* **What you are asked to do**
Give the listing again exactly, omitting its images.

* **Data extract**
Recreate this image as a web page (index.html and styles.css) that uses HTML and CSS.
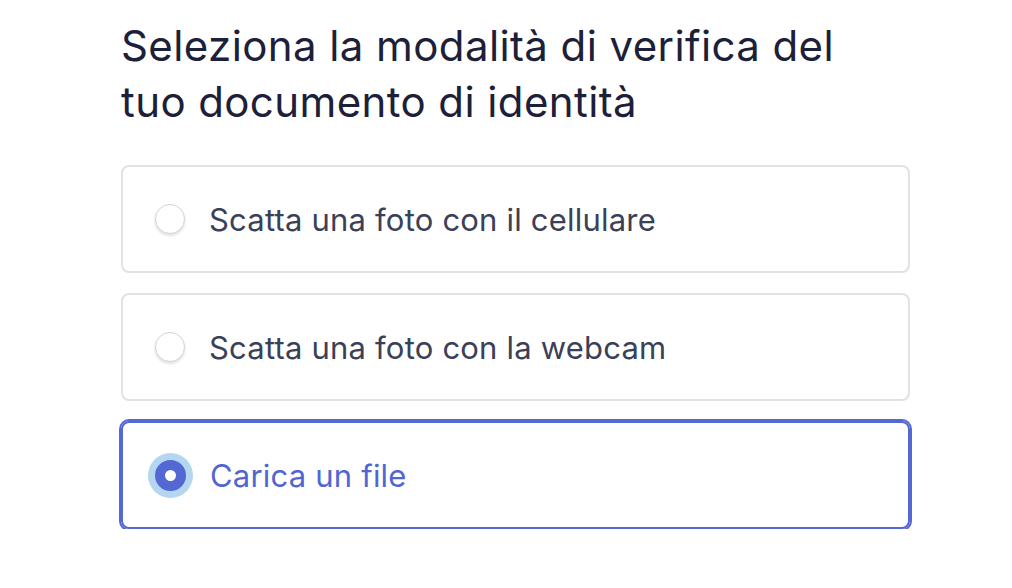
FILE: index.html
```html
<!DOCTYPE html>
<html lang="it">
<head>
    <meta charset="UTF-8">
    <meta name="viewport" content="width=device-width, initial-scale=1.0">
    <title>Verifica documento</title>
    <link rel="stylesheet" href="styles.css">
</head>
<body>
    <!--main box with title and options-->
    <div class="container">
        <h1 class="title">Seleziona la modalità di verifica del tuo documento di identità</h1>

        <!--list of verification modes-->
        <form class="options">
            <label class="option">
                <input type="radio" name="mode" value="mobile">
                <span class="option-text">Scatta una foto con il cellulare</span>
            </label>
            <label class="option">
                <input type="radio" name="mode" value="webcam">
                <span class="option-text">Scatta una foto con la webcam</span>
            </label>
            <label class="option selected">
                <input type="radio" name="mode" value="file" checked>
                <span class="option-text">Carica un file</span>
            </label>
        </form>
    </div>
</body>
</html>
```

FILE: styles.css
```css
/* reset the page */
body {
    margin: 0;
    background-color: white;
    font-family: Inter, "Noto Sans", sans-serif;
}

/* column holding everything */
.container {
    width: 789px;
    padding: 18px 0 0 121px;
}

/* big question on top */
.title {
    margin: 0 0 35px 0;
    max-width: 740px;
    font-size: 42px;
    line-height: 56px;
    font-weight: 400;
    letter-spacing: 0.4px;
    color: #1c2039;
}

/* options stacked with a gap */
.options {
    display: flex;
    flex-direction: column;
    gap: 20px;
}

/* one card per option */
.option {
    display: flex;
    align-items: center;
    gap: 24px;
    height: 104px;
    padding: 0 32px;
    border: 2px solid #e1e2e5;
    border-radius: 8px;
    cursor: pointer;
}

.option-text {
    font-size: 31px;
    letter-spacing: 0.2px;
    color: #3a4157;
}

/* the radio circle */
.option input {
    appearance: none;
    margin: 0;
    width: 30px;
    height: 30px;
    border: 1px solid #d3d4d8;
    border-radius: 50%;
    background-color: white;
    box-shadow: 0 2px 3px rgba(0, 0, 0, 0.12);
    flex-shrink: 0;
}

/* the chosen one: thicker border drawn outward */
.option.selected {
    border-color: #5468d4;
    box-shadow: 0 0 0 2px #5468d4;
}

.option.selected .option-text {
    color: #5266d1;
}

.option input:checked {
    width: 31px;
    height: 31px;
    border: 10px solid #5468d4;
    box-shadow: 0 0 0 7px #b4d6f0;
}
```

* **Full solution**
Recreate this image as a web page (index.html and styles.css) that uses HTML and CSS.
FILE: index.html
```html
<!DOCTYPE html>
<html lang="it">
<head>
    <meta charset="UTF-8">
    <meta name="viewport" content="width=device-width, initial-scale=1.0">
    <title>Verifica documento</title>
    <link rel="stylesheet" href="styles.css">
</head>
<body>
    <!--main box with title and options-->
    <div class="container">
        <h1 class="title">Seleziona la modalità di verifica del tuo documento di identità</h1>

        <!--list of verification modes-->
        <form class="options">
            <label class="option">
                <input type="radio" name="mode" value="mobile">
                <span class="option-text">Scatta una foto con il cellulare</span>
            </label>
            <label class="option">
                <input type="radio" name="mode" value="webcam">
                <span class="option-text">Scatta una foto con la webcam</span>
            </label>
            <label class="option selected">
                <input type="radio" name="mode" value="file" checked>
                <span class="option-text">Carica un file</span>
            </label>
        </form>
    </div>
</body>
</html>
```

FILE: styles.css
```css
/* reset the page */
body {
    margin: 0;
    background-color: white;
    font-family: Inter, "Noto Sans", sans-serif;
}

/* column holding everything */
.container {
    width: 789px;
    padding: 18px 0 0 121px;
}

/* big question on top */
.title {
    margin: 0 0 35px 0;
    max-width: 740px;
    font-size: 42px;
    line-height: 56px;
    font-weight: 400;
    letter-spacing: 0.4px;
    color: #1c2039;
}

/* options stacked with a gap */
.options {
    display: flex;
    flex-direction: column;
    gap: 20px;
}

/* one card per option */
.option {
    display: flex;
    align-items: center;
    gap: 24px;
    height: 104px;
    padding: 0 32px;
    border: 2px solid #e1e2e5;
    border-radius: 8px;
    cursor: pointer;
}

.option-text {
    font-size: 31px;
    letter-spacing: 0.2px;
    color: #3a4157;
}

/* the radio circle */
.option input {
    appearance: none;
    margin: 0;
    width: 30px;
    height: 30px;
    border: 1px solid #d3d4d8;
    border-radius: 50%;
    background-color: white;
    box-shadow: 0 2px 3px rgba(0, 0, 0, 0.12);
    flex-shrink: 0;
}

/* the chosen one: thicker border drawn outward */
.option.selected {
    border-color: #5468d4;
    box-shadow: 0 0 0 2px #5468d4;
}

.option.selected .option-text {
    color: #5266d1;
}

.option input:checked {
    width: 31px;
    height: 31px;
    border: 10px solid #5468d4;
    box-shadow: 0 0 0 7px #b4d6f0;
}
```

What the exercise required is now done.